**Task prompt**
Repeat each line word for word.

**Source material**

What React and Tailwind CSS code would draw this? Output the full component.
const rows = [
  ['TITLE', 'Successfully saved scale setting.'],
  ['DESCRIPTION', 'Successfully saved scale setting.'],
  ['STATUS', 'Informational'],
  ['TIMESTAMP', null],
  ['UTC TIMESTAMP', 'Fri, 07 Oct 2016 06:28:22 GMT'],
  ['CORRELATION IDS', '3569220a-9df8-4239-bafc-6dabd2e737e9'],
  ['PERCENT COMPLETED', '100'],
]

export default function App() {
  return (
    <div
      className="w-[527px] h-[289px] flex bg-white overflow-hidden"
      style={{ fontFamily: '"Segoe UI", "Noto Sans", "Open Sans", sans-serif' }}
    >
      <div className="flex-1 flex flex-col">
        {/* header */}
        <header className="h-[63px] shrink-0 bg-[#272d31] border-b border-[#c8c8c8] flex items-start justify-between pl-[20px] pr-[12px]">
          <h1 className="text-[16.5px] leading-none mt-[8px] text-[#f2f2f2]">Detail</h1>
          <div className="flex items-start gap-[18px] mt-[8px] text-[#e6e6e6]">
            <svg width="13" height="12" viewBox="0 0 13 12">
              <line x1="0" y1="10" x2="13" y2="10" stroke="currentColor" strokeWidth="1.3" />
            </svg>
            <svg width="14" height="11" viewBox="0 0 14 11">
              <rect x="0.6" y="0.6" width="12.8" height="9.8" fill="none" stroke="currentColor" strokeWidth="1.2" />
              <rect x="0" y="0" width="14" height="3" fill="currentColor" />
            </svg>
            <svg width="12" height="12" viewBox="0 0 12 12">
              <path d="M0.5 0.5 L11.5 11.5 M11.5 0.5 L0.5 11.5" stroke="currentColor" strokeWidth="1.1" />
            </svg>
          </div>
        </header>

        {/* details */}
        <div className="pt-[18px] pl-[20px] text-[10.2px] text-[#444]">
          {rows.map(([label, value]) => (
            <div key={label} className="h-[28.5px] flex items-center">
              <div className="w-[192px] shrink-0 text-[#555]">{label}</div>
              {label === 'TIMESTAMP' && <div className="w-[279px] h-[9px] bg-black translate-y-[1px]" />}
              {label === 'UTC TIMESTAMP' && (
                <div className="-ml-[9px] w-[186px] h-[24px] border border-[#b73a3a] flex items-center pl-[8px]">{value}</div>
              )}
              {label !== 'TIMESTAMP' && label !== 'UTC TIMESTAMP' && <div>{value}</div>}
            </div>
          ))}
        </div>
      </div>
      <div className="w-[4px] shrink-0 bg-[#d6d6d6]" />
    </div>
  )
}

**Solved problem**
What React and Tailwind CSS code would draw this? Output the full component.
const rows = [
  ['TITLE', 'Successfully saved scale setting.'],
  ['DESCRIPTION', 'Successfully saved scale setting.'],
  ['STATUS', 'Informational'],
  ['TIMESTAMP', null],
  ['UTC TIMESTAMP', 'Fri, 07 Oct 2016 06:28:22 GMT'],
  ['CORRELATION IDS', '3569220a-9df8-4239-bafc-6dabd2e737e9'],
  ['PERCENT COMPLETED', '100'],
]

export default function App() {
  return (
    <div
      className="w-[527px] h-[289px] flex bg-white overflow-hidden"
      style={{ fontFamily: '"Segoe UI", "Noto Sans", "Open Sans", sans-serif' }}
    >
      <div className="flex-1 flex flex-col">
        {/* header */}
        <header className="h-[63px] shrink-0 bg-[#272d31] border-b border-[#c8c8c8] flex items-start justify-between pl-[20px] pr-[12px]">
          <h1 className="text-[16.5px] leading-none mt-[8px] text-[#f2f2f2]">Detail</h1>
          <div className="flex items-start gap-[18px] mt-[8px] text-[#e6e6e6]">
            <svg width="13" height="12" viewBox="0 0 13 12">
              <line x1="0" y1="10" x2="13" y2="10" stroke="currentColor" strokeWidth="1.3" />
            </svg>
            <svg width="14" height="11" viewBox="0 0 14 11">
              <rect x="0.6" y="0.6" width="12.8" height="9.8" fill="none" stroke="currentColor" strokeWidth="1.2" />
              <rect x="0" y="0" width="14" height="3" fill="currentColor" />
            </svg>
            <svg width="12" height="12" viewBox="0 0 12 12">
              <path d="M0.5 0.5 L11.5 11.5 M11.5 0.5 L0.5 11.5" stroke="currentColor" strokeWidth="1.1" />
            </svg>
          </div>
        </header>

        {/* details */}
        <div className="pt-[18px] pl-[20px] text-[10.2px] text-[#444]">
          {rows.map(([label, value]) => (
            <div key={label} className="h-[28.5px] flex items-center">
              <div className="w-[192px] shrink-0 text-[#555]">{label}</div>
              {label === 'TIMESTAMP' && <div className="w-[279px] h-[9px] bg-black translate-y-[1px]" />}
              {label === 'UTC TIMESTAMP' && (
                <div className="-ml-[9px] w-[186px] h-[24px] border border-[#b73a3a] flex items-center pl-[8px]">{value}</div>
              )}
              {label !== 'TIMESTAMP' && label !== 'UTC TIMESTAMP' && <div>{value}</div>}
            </div>
          ))}
        </div>
      </div>
      <div className="w-[4px] shrink-0 bg-[#d6d6d6]" />
    </div>
  )
}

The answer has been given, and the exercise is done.